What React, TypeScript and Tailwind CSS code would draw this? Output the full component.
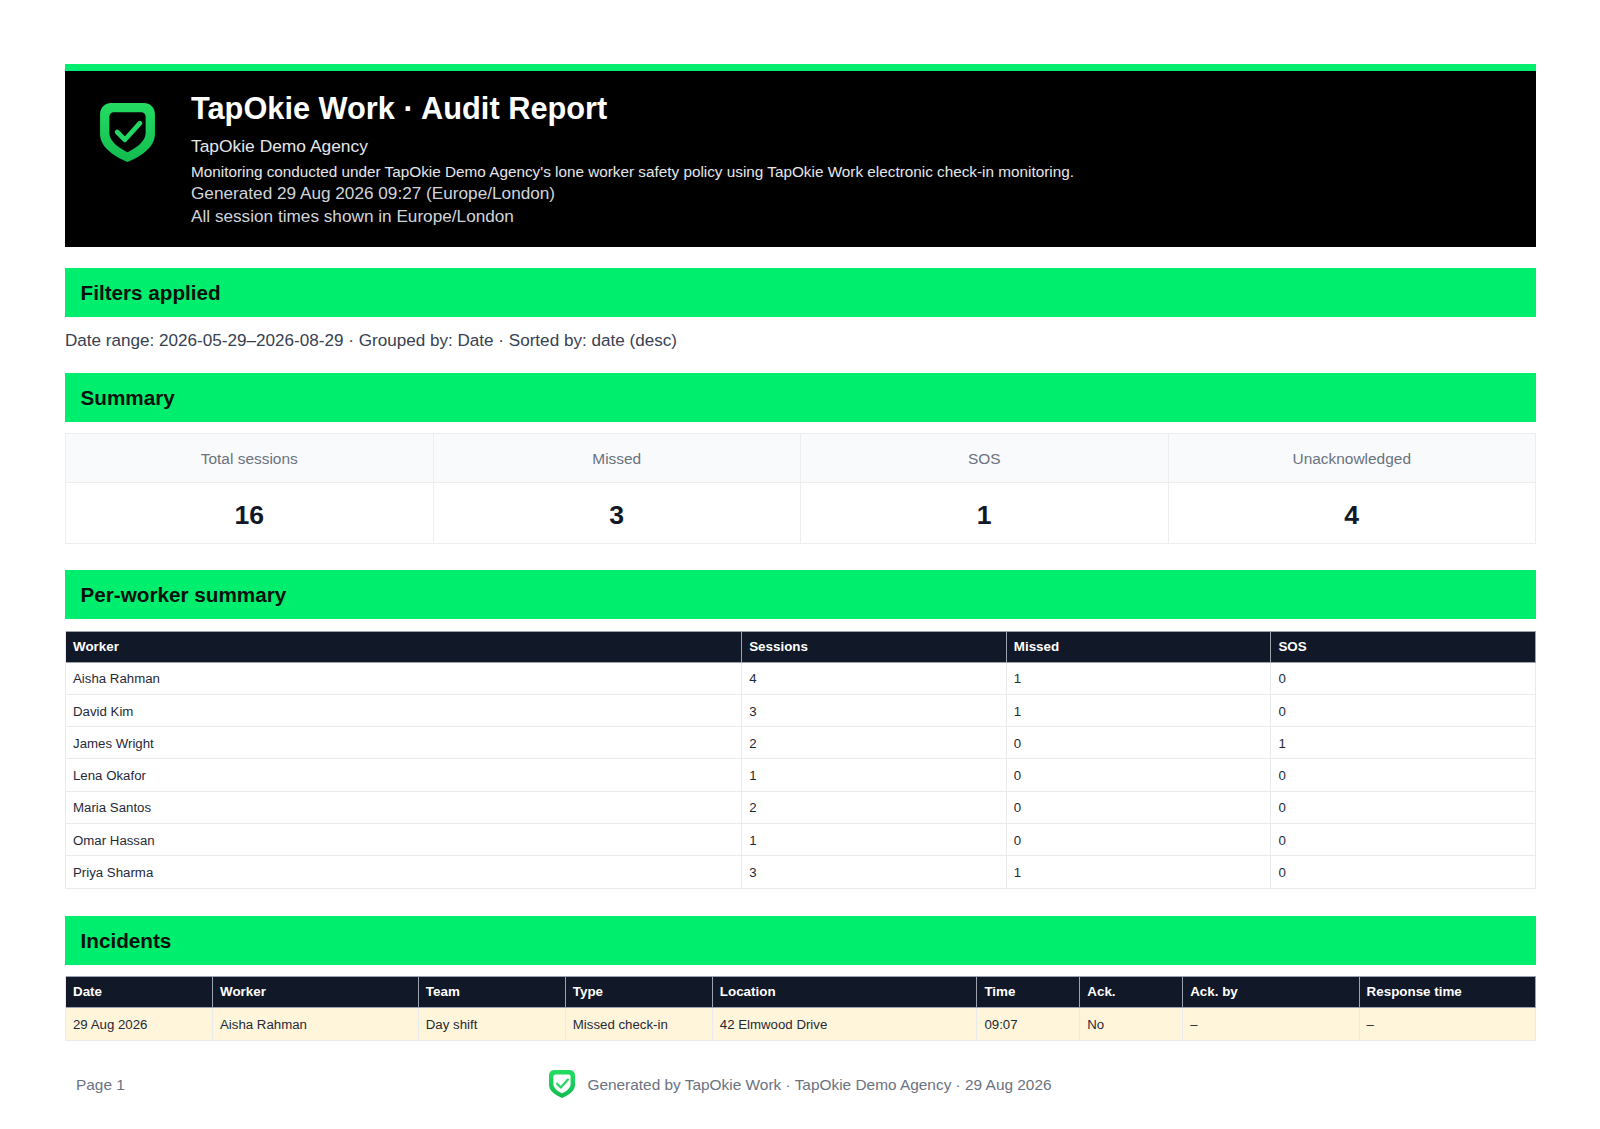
const font = "font-['Liberation_Sans',Arial,sans-serif]";

function Shield({ className, inner, check }: { className: string; inner: string; check: string }) {
  return (
    <svg viewBox="0 0 53 57" className={className} aria-hidden="true">
      <defs>
        <linearGradient id={"g" + inner.slice(1)} x1="0" y1="0" x2="0" y2="1">
          <stop offset="0" stopColor="#24dd62" />
          <stop offset="1" stopColor="#12bb50" />
        </linearGradient>
      </defs>
      <path
        d="M11 0H42C48.5 0 53 4.5 53 11V30C53 42 41 51 26.5 57C12 51 0 42 0 30V11C0 4.5 4.5 0 11 0Z"
        fill={`url(#g${inner.slice(1)})`}
      />
      <path
        d="M13 9H40C42 9 44 11 44 13V29C44 37 35 43.5 26.5 47.5C18 43.5 9 37 9 29V13C9 11 11 9 13 9Z"
        fill={inner}
      />
      <path d="M16.5 28L24 35.5L38.5 19.5" fill="none" stroke={check} strokeWidth="4.6" strokeLinecap="round" strokeLinejoin="round" />
    </svg>
  );
}

function SectionBar({ children, className = "" }: { children: string; className?: string }) {
  return (
    <h2 className={`h-[49px] bg-[#00ee6e] pl-[15.5px] pt-[1px] flex items-center text-[20.7px] font-bold text-[#06110b] ${className}`}>
      {children}
    </h2>
  );
}

function DataTable({ widths, head, rows, rowClass = "", rowHeight = "h-[32.3px]" }: { widths: string[]; head: string[]; rows: string[][]; rowClass?: string; rowHeight?: string }) {
  return (
    <div
      className="grid border-l border-[#e9ebee]"
      style={{ gridTemplateColumns: widths.join(" ") }}
    >
      {head.map((h) => (
        <div key={h} className="h-[32px] bg-[#111827] border-r border-y border-[#9ca3af] text-white font-bold text-[13.4px] pl-[7px] pt-[1px] flex items-center">
          {h}
        </div>
      ))}
      {rows.map((row, i) =>
        row.map((c, j) => (
          <div
            key={i + "-" + j}
            className={`${rowHeight} border-r border-b border-[#e9ebee] text-[#1f2937] text-[13.25px] pl-[7px] pt-[2px] flex items-center ${rowClass}`}
          >
            {c}
          </div>
        ))
      )}
    </div>
  );
}

const stats = [
  ["Total sessions", "16"],
  ["Missed", "3"],
  ["SOS", "1"],
  ["Unacknowledged", "4"],
];

const workers = [
  ["Aisha Rahman", "4", "1", "0"],
  ["David Kim", "3", "1", "0"],
  ["James Wright", "2", "0", "1"],
  ["Lena Okafor", "1", "0", "0"],
  ["Maria Santos", "2", "0", "0"],
  ["Omar Hassan", "1", "0", "0"],
  ["Priya Sharma", "3", "1", "0"],
];

export default function App() {
  return (
    <div className={`${font} w-[1600px] h-[1129px] overflow-hidden bg-white pl-[65px] pr-[64px] pt-[64px]`}>
      <header className="h-[183px] bg-black border-t-[7px] border-[#00ee6e] flex">
        <div className="w-[126px] shrink-0 pl-[35px] pt-[32px]">
          <Shield className="w-[55px] h-[59px]" inner="#000000" check="#22d862" />
        </div>
        <div className="pt-[20px]">
          <h1 className="text-[30.75px] leading-[36px] font-bold text-white">TapOkie Work · Audit Report</h1>
          <p className="mt-[7px] text-[17.4px] leading-[24px] text-[#e5e7eb]">TapOkie Demo Agency</p>
          <p className="mt-[3px] text-[15.3px] leading-[21px] text-[#e5e7eb]">
            Monitoring conducted under TapOkie Demo Agency's lone worker safety policy using TapOkie Work electronic check-in monitoring.
          </p>
          <p className="text-[17.2px] leading-[23px] text-[#d1d5db]">Generated 29 Aug 2026 09:27 (Europe/London)</p>
          <p className="text-[17.2px] leading-[23px] text-[#d1d5db]">All session times shown in Europe/London</p>
        </div>
      </header>

      <SectionBar className="mt-[21px]">Filters applied</SectionBar>
      <p className="h-[56px] pb-[8px] flex items-center text-[17.1px] text-[#374151]">
        Date range: 2026-05-29–2026-08-29 · Grouped by: Date · Sorted by: date (desc)
      </p>

      <SectionBar>Summary</SectionBar>
      <div className="mt-[11px] grid grid-cols-4 border-l border-t border-[#eceef0]">
        {stats.map(([label, value]) => (
          <div key={label} className="border-r border-b border-[#eceef0]">
            <div className="h-[49px] pt-[2px] bg-[#f9fafb] border-b border-[#eceef0] flex items-center justify-center text-[15.45px] text-[#6b7280]">
              {label}
            </div>
            <div className="h-[60px] pt-[6px] flex items-center justify-center text-[26.6px] font-bold text-[#111827]">{value}</div>
          </div>
        ))}
      </div>

      <SectionBar className="mt-[26px]">Per-worker summary</SectionBar>
      <div className="mt-[11.5px]">
        <DataTable
          widths={["46%", "18%", "18%", "18%"]}
          head={["Worker", "Sessions", "Missed", "SOS"]}
          rows={workers}
        />
      </div>

      <SectionBar className="mt-[27px]">Incidents</SectionBar>
      <div className="mt-[11px]">
        <DataTable
          widths={["10%", "14%", "10%", "10%", "18%", "7%", "7%", "12%", "12%"]}
          head={["Date", "Worker", "Team", "Type", "Location", "Time", "Ack.", "Ack. by", "Response time"]}
          rows={[["29 Aug 2026", "Aisha Rahman", "Day shift", "Missed check-in", "42 Elmwood Drive", "09:07", "No", "–", "–"]]}
          rowClass="bg-[#fef5da]"
          rowHeight="h-[33px]"
        />
      </div>

      <footer className="mt-[29px] h-[30px] grid grid-cols-[1fr_auto_1fr] items-center text-[15.42px] text-[#6b7280]">
        <span className="pl-[11px]">Page 1</span>
        <div className="flex items-center gap-[12px]">
          <Shield className="w-[26px] h-[28px] -mt-[1px]" inner="#ffffff" check="#22d862" />
          <span>Generated by TapOkie Work · TapOkie Demo Agency · 29 Aug 2026</span>
        </div>
        <span />
      </footer>
    </div>
  );
}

————————

Repeat the material verbatim. Do not carry over any picture.

What React, TypeScript and Tailwind CSS code would draw this? Output the full component.
const font = "font-['Liberation_Sans',Arial,sans-serif]";

function Shield({ className, inner, check }: { className: string; inner: string; check: string }) {
  return (
    <svg viewBox="0 0 53 57" className={className} aria-hidden="true">
      <defs>
        <linearGradient id={"g" + inner.slice(1)} x1="0" y1="0" x2="0" y2="1">
          <stop offset="0" stopColor="#24dd62" />
          <stop offset="1" stopColor="#12bb50" />
        </linearGradient>
      </defs>
      <path
        d="M11 0H42C48.5 0 53 4.5 53 11V30C53 42 41 51 26.5 57C12 51 0 42 0 30V11C0 4.5 4.5 0 11 0Z"
        fill={`url(#g${inner.slice(1)})`}
      />
      <path
        d="M13 9H40C42 9 44 11 44 13V29C44 37 35 43.5 26.5 47.5C18 43.5 9 37 9 29V13C9 11 11 9 13 9Z"
        fill={inner}
      />
      <path d="M16.5 28L24 35.5L38.5 19.5" fill="none" stroke={check} strokeWidth="4.6" strokeLinecap="round" strokeLinejoin="round" />
    </svg>
  );
}

function SectionBar({ children, className = "" }: { children: string; className?: string }) {
  return (
    <h2 className={`h-[49px] bg-[#00ee6e] pl-[15.5px] pt-[1px] flex items-center text-[20.7px] font-bold text-[#06110b] ${className}`}>
      {children}
    </h2>
  );
}

function DataTable({ widths, head, rows, rowClass = "", rowHeight = "h-[32.3px]" }: { widths: string[]; head: string[]; rows: string[][]; rowClass?: string; rowHeight?: string }) {
  return (
    <div
      className="grid border-l border-[#e9ebee]"
      style={{ gridTemplateColumns: widths.join(" ") }}
    >
      {head.map((h) => (
        <div key={h} className="h-[32px] bg-[#111827] border-r border-y border-[#9ca3af] text-white font-bold text-[13.4px] pl-[7px] pt-[1px] flex items-center">
          {h}
        </div>
      ))}
      {rows.map((row, i) =>
        row.map((c, j) => (
          <div
            key={i + "-" + j}
            className={`${rowHeight} border-r border-b border-[#e9ebee] text-[#1f2937] text-[13.25px] pl-[7px] pt-[2px] flex items-center ${rowClass}`}
          >
            {c}
          </div>
        ))
      )}
    </div>
  );
}

const stats = [
  ["Total sessions", "16"],
  ["Missed", "3"],
  ["SOS", "1"],
  ["Unacknowledged", "4"],
];

const workers = [
  ["Aisha Rahman", "4", "1", "0"],
  ["David Kim", "3", "1", "0"],
  ["James Wright", "2", "0", "1"],
  ["Lena Okafor", "1", "0", "0"],
  ["Maria Santos", "2", "0", "0"],
  ["Omar Hassan", "1", "0", "0"],
  ["Priya Sharma", "3", "1", "0"],
];

export default function App() {
  return (
    <div className={`${font} w-[1600px] h-[1129px] overflow-hidden bg-white pl-[65px] pr-[64px] pt-[64px]`}>
      <header className="h-[183px] bg-black border-t-[7px] border-[#00ee6e] flex">
        <div className="w-[126px] shrink-0 pl-[35px] pt-[32px]">
          <Shield className="w-[55px] h-[59px]" inner="#000000" check="#22d862" />
        </div>
        <div className="pt-[20px]">
          <h1 className="text-[30.75px] leading-[36px] font-bold text-white">TapOkie Work · Audit Report</h1>
          <p className="mt-[7px] text-[17.4px] leading-[24px] text-[#e5e7eb]">TapOkie Demo Agency</p>
          <p className="mt-[3px] text-[15.3px] leading-[21px] text-[#e5e7eb]">
            Monitoring conducted under TapOkie Demo Agency's lone worker safety policy using TapOkie Work electronic check-in monitoring.
          </p>
          <p className="text-[17.2px] leading-[23px] text-[#d1d5db]">Generated 29 Aug 2026 09:27 (Europe/London)</p>
          <p className="text-[17.2px] leading-[23px] text-[#d1d5db]">All session times shown in Europe/London</p>
        </div>
      </header>

      <SectionBar className="mt-[21px]">Filters applied</SectionBar>
      <p className="h-[56px] pb-[8px] flex items-center text-[17.1px] text-[#374151]">
        Date range: 2026-05-29–2026-08-29 · Grouped by: Date · Sorted by: date (desc)
      </p>

      <SectionBar>Summary</SectionBar>
      <div className="mt-[11px] grid grid-cols-4 border-l border-t border-[#eceef0]">
        {stats.map(([label, value]) => (
          <div key={label} className="border-r border-b border-[#eceef0]">
            <div className="h-[49px] pt-[2px] bg-[#f9fafb] border-b border-[#eceef0] flex items-center justify-center text-[15.45px] text-[#6b7280]">
              {label}
            </div>
            <div className="h-[60px] pt-[6px] flex items-center justify-center text-[26.6px] font-bold text-[#111827]">{value}</div>
          </div>
        ))}
      </div>

      <SectionBar className="mt-[26px]">Per-worker summary</SectionBar>
      <div className="mt-[11.5px]">
        <DataTable
          widths={["46%", "18%", "18%", "18%"]}
          head={["Worker", "Sessions", "Missed", "SOS"]}
          rows={workers}
        />
      </div>

      <SectionBar className="mt-[27px]">Incidents</SectionBar>
      <div className="mt-[11px]">
        <DataTable
          widths={["10%", "14%", "10%", "10%", "18%", "7%", "7%", "12%", "12%"]}
          head={["Date", "Worker", "Team", "Type", "Location", "Time", "Ack.", "Ack. by", "Response time"]}
          rows={[["29 Aug 2026", "Aisha Rahman", "Day shift", "Missed check-in", "42 Elmwood Drive", "09:07", "No", "–", "–"]]}
          rowClass="bg-[#fef5da]"
          rowHeight="h-[33px]"
        />
      </div>

      <footer className="mt-[29px] h-[30px] grid grid-cols-[1fr_auto_1fr] items-center text-[15.42px] text-[#6b7280]">
        <span className="pl-[11px]">Page 1</span>
        <div className="flex items-center gap-[12px]">
          <Shield className="w-[26px] h-[28px] -mt-[1px]" inner="#ffffff" check="#22d862" />
          <span>Generated by TapOkie Work · TapOkie Demo Agency · 29 Aug 2026</span>
        </div>
        <span />
      </footer>
    </div>
  );
}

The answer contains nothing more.